Patricia Chanco Evangelista Essay

Patricia Chanco Evangelista is a debater, TV show host, columnist, segment producer, product endorser and leader. As a 19 year-old student, she became the first Filipina to win the Best Speaker award in the International Public Speaking Competition – an annual contest sponsored by the English-Speaking Union held in London. Her speech entitled Blonde and Blue Eyes,[1] for the theme Borderless World, bested 59 contestants from 37 countries. [2] Education Evangelista finished high school at St. Theresa’s College, Quezon City.

Evangelista graduated as a BA Speech Communication major in the University of the Philippines Diliman in 2006.

She is an alumna of the UP Debate Society (UPDEBSOC). Career Evangelista became a host in Breakfast Supersized, Tara Na Pinoy and Y Speak Live. She later replaced Anne Torres to host ABC-5’s DOKYU. [3] She became a product endorser for Lipton Iced Tea. Her column Rebel Without A Clue appears every Sunday in the Philippine Daily Inquirer’s Opinion Section. She used to have a column called Crazed in the Philippine Star.

Evangelista also teaches Creative Writing at Saint Paul College, Pasig. She is also a writer/host/segment producer for Living Asia Channel and for Media Focus, a talk show on media affairs hosted by Cheche Lazaro. In addition, she writes for the history talk show The Explainer hosted by Manolo Quezon and a consultant for debate show Square off. She serves as the National Youth Spokesperson for Operation Smile and a volunteer writer for Gawad Kalinga. She also produces the series Story Line for the ABS-CBN News Channel.

When I was little, I wanted what many Filipino children all over the country wanted. I wanted to be blond, blue-eyed, and white. I thought-if I just wished hard enough and was good enough, I’d wake up on Christmas morning with snow outside my window and freckles across my nose! More than four centuries under western domination does that to you. I have sixteen cousins. In a couple of years, there will just be five of us left in the Philippines, the rest will have gone abroad in search of “greener pastures. ” It’s not just an anomaly; it’s a trend; the Filipino diaspora.

Today, about eight million Filipinos are scattered around the world. There are those who disapprove of Filipinos who choose to leave. I used to. Maybe this is a natural reaction of someone who was left behind, smiling for family pictures that get emptier with each succeeding year. Desertion, I called it. My country is a land that has perpetually fought for the freedom to be itself. Our heroes offered their lives in the struggle against the Spanish, the Japanese, the Americans. To pack up and deny that identity is tantamount to spitting on that sacrifice. Or is it?

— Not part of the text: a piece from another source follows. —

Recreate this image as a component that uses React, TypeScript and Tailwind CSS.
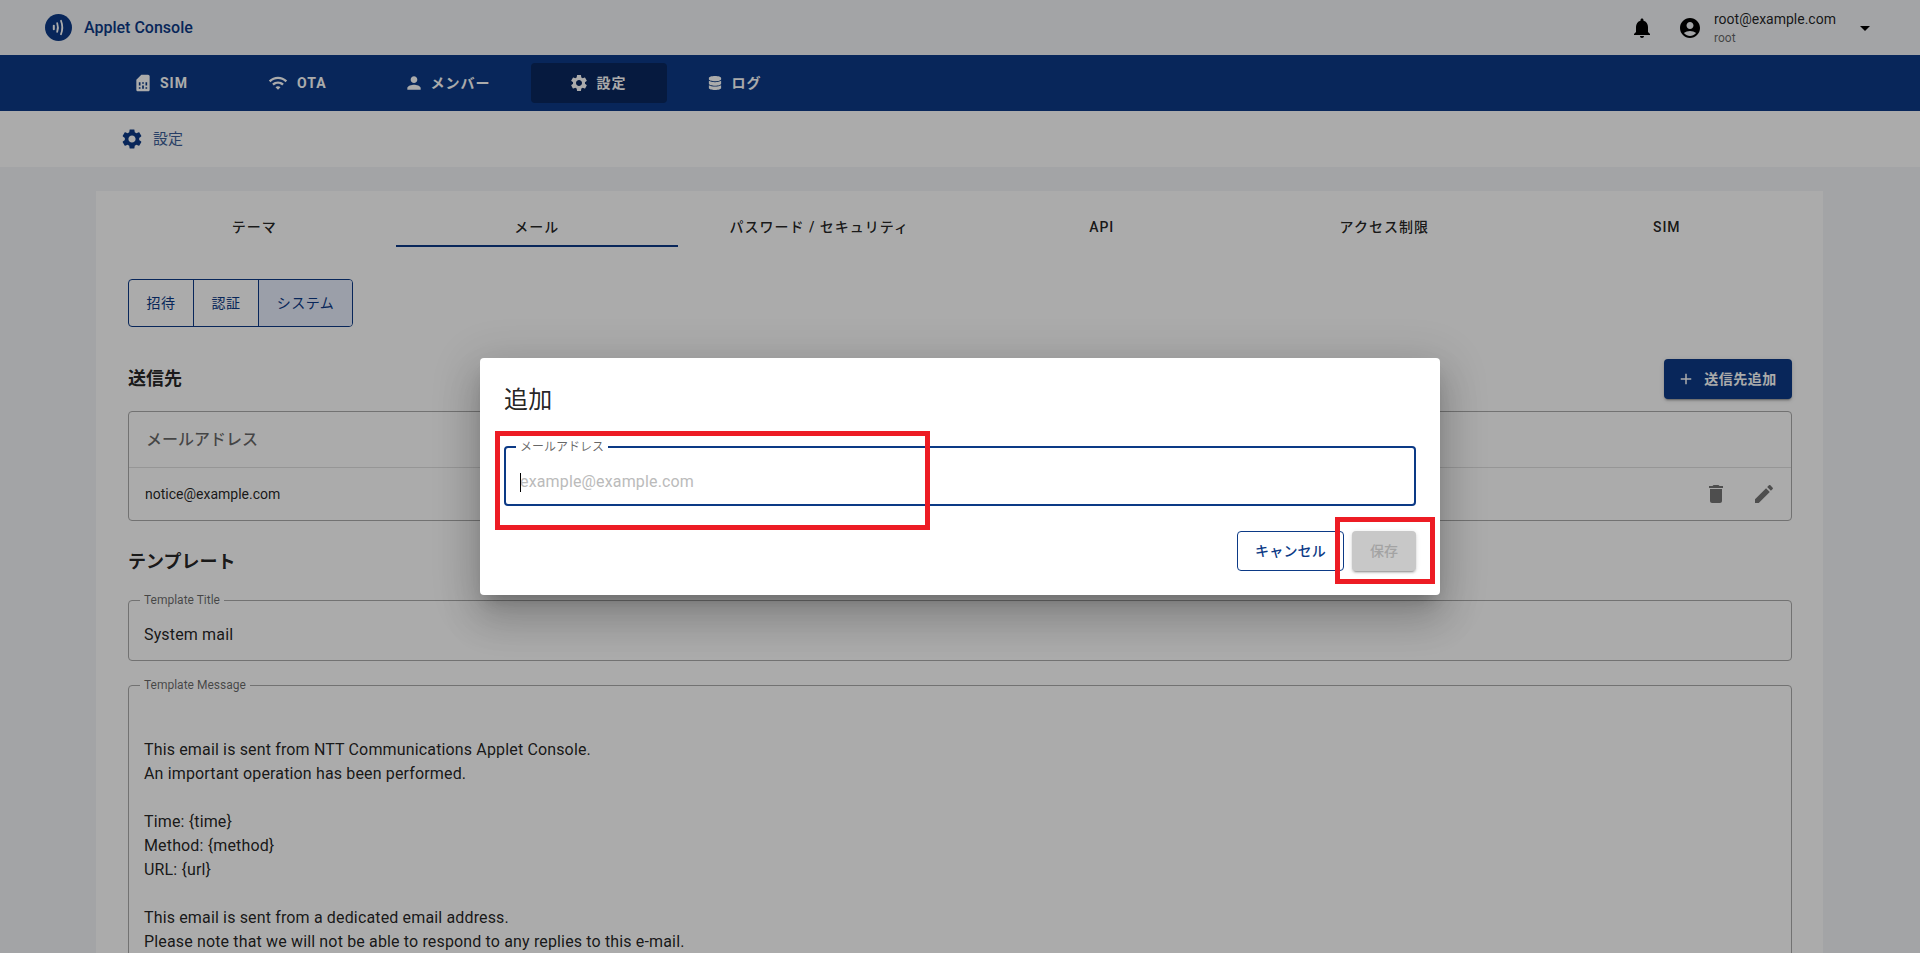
import React from "react";
import { FaDatabase } from "react-icons/fa";

const P = {
  sim: "M19.99 4c0-1.1-.89-2-1.99-2h-8L4 8v12c0 1.1.9 2 2 2h12c1.1 0 2-.9 2-2l-.01-16zM9 19H7v-2h2v2zm8 0h-2v-2h2v2zm-8-4H7v-4h2v4zm4 4h-2v-4h2v4zm0-6h-2v-2h2v2zm4 2h-2v-4h2v4z",
  wifi: "M1 9l2 2c4.97-4.97 13.03-4.97 18 0l2-2C16.93 2.93 7.08 2.93 1 9zm8 8l3 3 3-3c-1.65-1.66-4.34-1.66-6 0zm-4-4l2 2c2.76-2.76 7.24-2.76 10 0l2-2C15.14 9.14 8.87 9.14 5 13z",
  person: "M12 12c2.21 0 4-1.79 4-4s-1.79-4-4-4-4 1.79-4 4 1.79 4 4 4zm0 2c-2.67 0-8 1.34-8 4v2h16v-2c0-2.66-5.33-4-8-4z",
  settings: "M19.14 12.94c.04-.3.06-.61.06-.94 0-.32-.02-.64-.07-.94l2.03-1.58c.18-.14.23-.41.12-.61l-1.92-3.32c-.12-.22-.37-.29-.59-.22l-2.39.96c-.5-.38-1.03-.7-1.62-.94l-.36-2.54c-.04-.24-.24-.41-.48-.41h-3.84c-.24 0-.43.17-.47.41l-.36 2.54c-.59.24-1.13.57-1.62.94l-2.39-.96c-.22-.08-.47 0-.59.22L2.74 8.87c-.12.21-.08.47.12.61l2.03 1.58c-.05.3-.09.63-.09.94s.02.64.07.94l-2.03 1.58c-.18.14-.23.41-.12.61l1.92 3.32c.12.22.37.29.59.22l2.39-.96c.5.38 1.03.7 1.62.94l.36 2.54c.05.24.24.41.48.41h3.84c.24 0 .44-.17.47-.41l.36-2.54c.59-.24 1.13-.56 1.62-.94l2.39.96c.22.08.47 0 .59-.22l1.92-3.32c.12-.22.07-.47-.12-.61l-2.01-1.58zM12 15.6c-1.98 0-3.6-1.62-3.6-3.6s1.62-3.6 3.6-3.6 3.6 1.62 3.6 3.6-1.62 3.6-3.6 3.6z",
  bell: "M12 22c1.1 0 2-.9 2-2h-4c0 1.1.89 2 2 2zm6-6v-5c0-3.07-1.64-5.64-4.5-6.32V4c0-.83-.67-1.5-1.5-1.5s-1.5.67-1.5 1.5v.68C7.63 5.36 6 7.92 6 11v5l-2 2v1h16v-1l-2-2z",
  account: "M12 2C6.48 2 2 6.48 2 12s4.48 10 10 10 10-4.48 10-10S17.52 2 12 2zm0 4c1.93 0 3.5 1.57 3.5 3.5S13.93 13 12 13s-3.5-1.57-3.5-3.5S10.07 6 12 6zm0 14c-2.03 0-4.43-.82-6.14-2.88C7.55 15.8 9.68 15 12 15s4.45.8 6.14 2.12C16.43 19.18 14.03 20 12 20z",
  drop: "M7 10l5 5 5-5z",
  trash: "M6 19c0 1.1.9 2 2 2h8c1.1 0 2-.9 2-2V7H6v12zM19 4h-3.5l-1-1h-5l-1 1H5v2h14V4z",
  edit: "M3 17.25V21h3.75L17.81 9.94l-3.75-3.75L3 17.25zM20.71 7.04c.39-.39.39-1.02 0-1.41l-2.34-2.34c-.39-.39-1.02-.39-1.41 0l-1.83 1.83 3.75 3.75 1.83-1.83z",
  add: "M19 13h-6v6h-2v-6H5v-2h6V5h2v6h6v2z",
};

function Icon({ d, className }: { d: string; className: string }) {
  return (
    <svg viewBox="0 0 24 24" fill="currentColor" className={className}>
      <path d={d} />
    </svg>
  );
}

function Logo() {
  return (
    <svg viewBox="0 0 27 27" className="w-[27px] h-[27px]">
      <circle cx="13.5" cy="13.5" r="13.5" fill="#0c3a86" />
      <path d="M8.8 11.8v3.4" fill="none" stroke="#fff" strokeWidth="2" strokeLinecap="round" />
      <path d="M12.2 9.2c1 2.8 1 5.8 0 8.6" fill="none" stroke="#fff" strokeWidth="1.8" strokeLinecap="round" />
      <path d="M16 6.8c1.7 4.4 1.7 9 0 13.4" fill="none" stroke="#fff" strokeWidth="1.8" strokeLinecap="round" />
    </svg>
  );
}

const message = `This email is sent from NTT Communications Applet Console.
An important operation has been performed.

Time: {time}
Method: {method}
URL: {url}

This email is sent from a dedicated email address.
Please note that we will not be able to respond to any replies to this e-mail.`;

const tabs = ["テーマ", "メール", "パスワード / セキュリティ", "API", "アクセス制限", "SIM"];

export default function App() {
  return (
    <div className="relative h-[953px] overflow-hidden bg-[#f3f5f8] font-['Roboto','Noto_Sans_CJK_JP',sans-serif] text-[#000000de]">
      {/* Header */}
      <header className="h-[55px] flex items-center pl-[45px] pr-[43px]">
        <Logo />
        <span className="ml-[12px] text-[16px] font-medium text-[#0c3a86]">Applet Console</span>
        <div className="ml-auto flex items-center">
          <Icon d={P.bell} className="w-[24px] h-[24px] text-black" />
          <Icon d={P.account} className="ml-[24px] w-[24px] h-[24px] text-black" />
          <div className="ml-[12px] w-[139px] flex flex-col">
            <span className="text-[14px] leading-[20px] text-[#000000de]">root@example.com</span>
            <span className="text-[12px] leading-[18px] text-[#00000099]">root</span>
          </div>
          <Icon d={P.drop} className="w-[24px] h-[24px] text-black" />
        </div>
      </header>

      {/* Navigation */}
      <nav className="h-[56px] bg-[#0c3a86] flex items-center pl-[96px] text-white text-[14px] font-bold tracking-[1px]">
        <div className="h-[40px] px-[40px] flex items-center gap-[10px] rounded-[4px]">
          <Icon d={P.sim} className="w-[20px] h-[20px] -mx-[3px]" />
          <span>SIM</span>
        </div>
        <div className="h-[40px] pl-[40px] pr-[39px] flex items-center gap-[9px] rounded-[4px]">
          <Icon d={P.wifi} className="w-[20px] h-[20px]" />
          <span>OTA</span>
        </div>
        <div className="h-[40px] px-[40px] flex items-center gap-[9px] rounded-[4px]">
          <Icon d={P.person} className="w-[20px] h-[20px] -mx-[2px]" />
          <span>メンバー</span>
        </div>
        <div className="h-[40px] px-[40px] flex items-center gap-[10px] rounded-[4px] bg-[#09275e]">
          <Icon d={P.settings} className="w-[20px] h-[20px] -mx-[2px]" />
          <span>設定</span>
        </div>
        <div className="h-[40px] pl-[41px] pr-[40px] flex items-center gap-[10px] rounded-[4px]">
          <FaDatabase className="w-[14px] h-[14px]" />
          <span>ログ</span>
        </div>
      </nav>

      {/* Sub header */}
      <div className="h-[56px] bg-white flex items-center pl-[120px] text-[#0c3a86]">
        <Icon d={P.settings} className="w-[24px] h-[24px]" />
        <span className="ml-[9px] text-[15px] text-[#3d5f99]">設定</span>
      </div>

      {/* Page */}
      <main className="pl-[96px] pr-[97px] pt-[24px]">
        <section className="bg-white h-[800px]">
          <div className="pt-[19px] pl-[17px] pr-[15px]">
            <div className="grid grid-cols-6 h-[37px] text-[14px] font-medium tracking-[1px]">
              {tabs.map((t, i) => (
                <div
                  key={t}
                  className={
                    i === 1
                      ? "flex items-center justify-center border-b-2 border-[#0c3a86]"
                      : "flex items-center justify-center border-b-2 border-transparent"
                  }
                >
                  {t}
                </div>
              ))}
            </div>
          </div>

          <div className="pl-[32px] pr-[31px]">
            {/* Toggle group */}
            <div className="mt-[32px] inline-flex h-[48px] align-top rounded-[4px] border border-[#0c3a86] text-[14px] tracking-[0.5px] text-[#0c3a86]">
              <div className="w-[65px] flex items-center justify-center border-r border-[#0c3a86]">招待</div>
              <div className="w-[65px] flex items-center justify-center border-r border-[#0c3a86]">認証</div>
              <div className="w-[93px] flex items-center justify-center bg-[#e7edfc] rounded-r-[3px]">システム</div>
            </div>

            {/* Recipients */}
            <div className="mt-[32px] h-[40px] flex items-center justify-between">
              <h2 className="-mt-[2px] text-[18px] font-bold">送信先</h2>
              <button className="w-[128px] h-[40px] flex items-center justify-center gap-[9px] rounded-[4px] bg-[#0c3a86] text-white text-[14px] font-bold tracking-[0.5px] shadow-[0_3px_1px_-2px_rgba(0,0,0,0.2),0_2px_2px_0_rgba(0,0,0,0.14),0_1px_5px_0_rgba(0,0,0,0.12)]">
                <Icon d={P.add} className="w-[18px] h-[18px] -ml-[2px]" />
                <span>送信先追加</span>
              </button>
            </div>

            <div className="mt-[12px] h-[110px] rounded-[4px] border border-[#aaaaaa]">
              <div className="h-[56px] flex items-center pl-[17px] border-b border-[#e0e0e0] text-[16px] font-medium text-[#00000099]">
                メールアドレス
              </div>
              <div className="h-[52px] flex items-center pl-[16px] pr-[15px] text-[14px]">
                <span>notice@example.com</span>
                <Icon d={P.trash} className="ml-auto w-[24px] h-[24px] text-[#0000008a]" />
                <Icon d={P.edit} className="ml-[24px] w-[24px] h-[24px] text-[#0000008a]" />
              </div>
            </div>

            {/* Template */}
            <h2 className="mt-[26px] h-[28px] flex items-center text-[18px] font-bold">テンプレート</h2>

            <fieldset className="mt-[17px] h-[69px] rounded-[4px] border border-[#aaaaaa] px-[15px]">
              <legend className="ml-[-4px] px-[4px] text-[12px] leading-[16px] text-[#00000099]">Template Title</legend>
              <div className="h-[52px] pt-[2px] flex items-center text-[16px] tracking-[0.15px]">System mail</div>
            </fieldset>

            <fieldset className="mt-[16px] h-[420px] rounded-[4px] border border-[#aaaaaa] px-[15px]">
              <legend className="ml-[-4px] px-[4px] text-[12px] leading-[16px] text-[#00000099]">Template Message</legend>
              <div className="pt-[45px] text-[16px] leading-[24px] tracking-[0.15px] whitespace-pre-line">{message}</div>
            </fieldset>
          </div>
        </section>
      </main>

      {/* Backdrop and dialog */}
      <div className="absolute inset-0 flex items-center justify-center bg-[#00000054]">
        <div className="relative w-[960px] h-[237px] bg-white rounded-[4px] px-[24px] pt-[22px] shadow-[0_11px_15px_-7px_rgba(0,0,0,0.2),0_24px_38px_3px_rgba(0,0,0,0.14),0_9px_46px_8px_rgba(0,0,0,0.12)]">
          <h1 className="h-[40px] flex items-center text-[24px] tracking-[0.3px] text-[#000000de]">追加</h1>

          <fieldset className="relative mt-[19px] h-[67px] rounded-[4px] border-2 border-[#0c3a86]">
            <legend className="ml-[10px] px-[4px] text-[12px] leading-[16px] text-[#00000099]">メールアドレス</legend>
            <input
              readOnly
              placeholder="example@example.com"
              className="w-full h-[49px] pt-[3px] px-[14px] text-[16px] tracking-[0.15px] outline-none placeholder:text-[#bbbbbb]"
            />
            <span className="absolute left-[14px] top-[18px] w-px h-[19px] bg-black" />
          </fieldset>

          <div className="mt-[25px] flex justify-end gap-[8px]">
            <button className="w-[107px] h-[40px] rounded-[4px] border border-[#0c3a86] text-[14px] font-medium tracking-[0.2px] text-[#0c3a86]">キャンセル</button>
            <button className="w-[64px] h-[40px] rounded-[4px] bg-[#c8c8c8] text-[14px] font-medium text-[#a3a3a3] shadow-[0_3px_1px_-2px_rgba(0,0,0,0.2),0_2px_2px_0_rgba(0,0,0,0.14),0_1px_5px_0_rgba(0,0,0,0.12)]">保存</button>
          </div>

          {/* Red annotations */}
          <div className="absolute left-[15px] top-[73px] w-[435px] h-[99px] border-[5px] border-[#ed1c24]" />
          <div className="absolute left-[855px] top-[159px] w-[100px] h-[67px] border-[5px] border-[#ed1c24]" />
        </div>
      </div>
    </div>
  );
}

I don’t think so, not anymore. True, there is no denying this phenomenon, aided by the fact that what was once the other side of the world is now a twelve-hour plane ride away. But this is a borderless world, where no individual can claim to be purely from where he is now. My mother is of Chinese descent, my father is a quarter Spanish, and I call myself a pure Filipino-a hybrid of sorts resulting from a combination of cultures. Each square mile anywhere in the world is made up of people of different ethnicities, with national identities and individual personalities.

Because of this, each square mile is already a microcosm of the world. In as much as this blessed spot that is England is the world, so is my neighbourhood back home. Seen this way, the Filipino Diaspora, or any sort of dispersal of populations, is not as ominous as so many claim. It must be understood. I come from a Third World country, one that is still trying mightily to get back on its feet after many years of dictatorship. But we shall make it, given more time. Especially now, when we have thousands of eager young minds who graduate from college every year.

They have skills. They need jobs. We cannot absorb them all. A borderless world presents a bigger opportunity, yet one that is not so much abandonment but an extension of identity. Even as we take, we give back. We are the 40,000 skilled nurses who support the UK’s National Health Service. We are the quarter-of-a-million seafarers manning most of the world’s commercial ships. We are your software engineers in Ireland, your construction workers in the Middle East, your doctors and caregivers in North America, and, your musical artists in London’s West End.

Nationalism isn’t bound by time or place. People from other nations migrate to create new nations, yet still remain essentially who they are. British society is itself an example of a multi-cultural nation, a melting pot of races, religions, arts and cultures. We are, indeed, in a borderless world! Leaving sometimes isn’t a matter of choice. It’s coming back that is. The Hobbits of the shire traveled all over Middle-Earth, but they chose to come home, richer in every sense of the word.

We call people like these balikbayans or the ‘returnees’-those who followed their dream, yet choose to return and share their mature talents and good fortune. In a few years, I may take advantage of whatever opportunities come my way. But I will come home. A borderless world doesn’t preclude the idea of a home. I’m a Filipino, and I’ll always be one. It isn’t about just geography; it isn’t about boundaries. It’s about giving back to the country that shaped me. And that’s going to be more important to me than seeing snow outside my windows on a bright Christmas morning.